Abstract

In recent years, public-private collaboration as well as private co-investments has been intensely promoted in Danish area-based urban regeneration policy and programmes. The paper will discuss to which extent these ambitions have been full-filled, and what has actually attracted private investments to the urban regeneration areas. The paper is based on evaluations of the Danish area-based regeneration programmes, as well as research on private investments in selected urban regeneration areas. Our research shows that area-based urban regeneration in average generates private investments a factor 5 times higher than the public investments in the areas, in terms of urban regeneration subsidies.
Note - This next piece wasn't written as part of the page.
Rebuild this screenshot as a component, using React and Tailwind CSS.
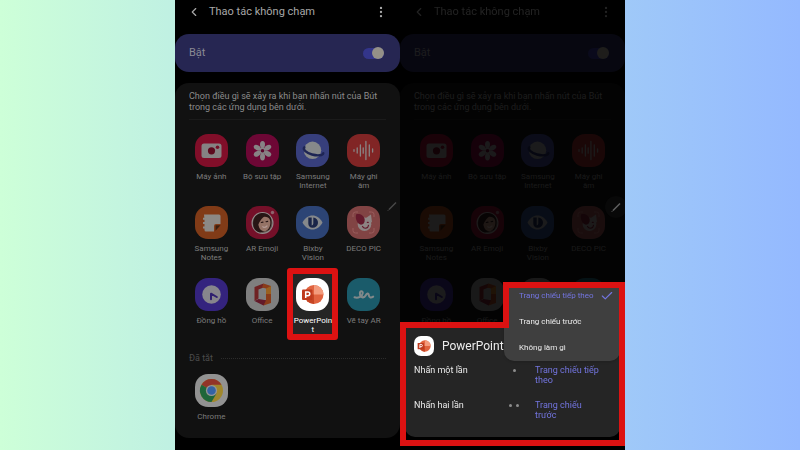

Private investments, however, might cover different property investment strategies: NPassive management_, Nactive management_ and Ndevelopment_. We suggest that for the urban regeneration areas, development is more interesting than other types of investment strategies, but our studies shows that this type of investments are generated by efforts from specialised developers. The question is what municipalities can do to attract such developers and investors. Case studies shows that developers have little knowledge about urban regeneration, and that developers own networks are more likely to lead them to the urban regeneration areas, than knowledge of the urban regeneration itself. Compared to international research on private investments in urban re-generation (Adair et al, 2007; Nappi-Choulet, 2006; Guy & Henneberry, 2004), we therefore argue for more focus on the institutional context's role for attracting small-scale investors to the urban regeneration.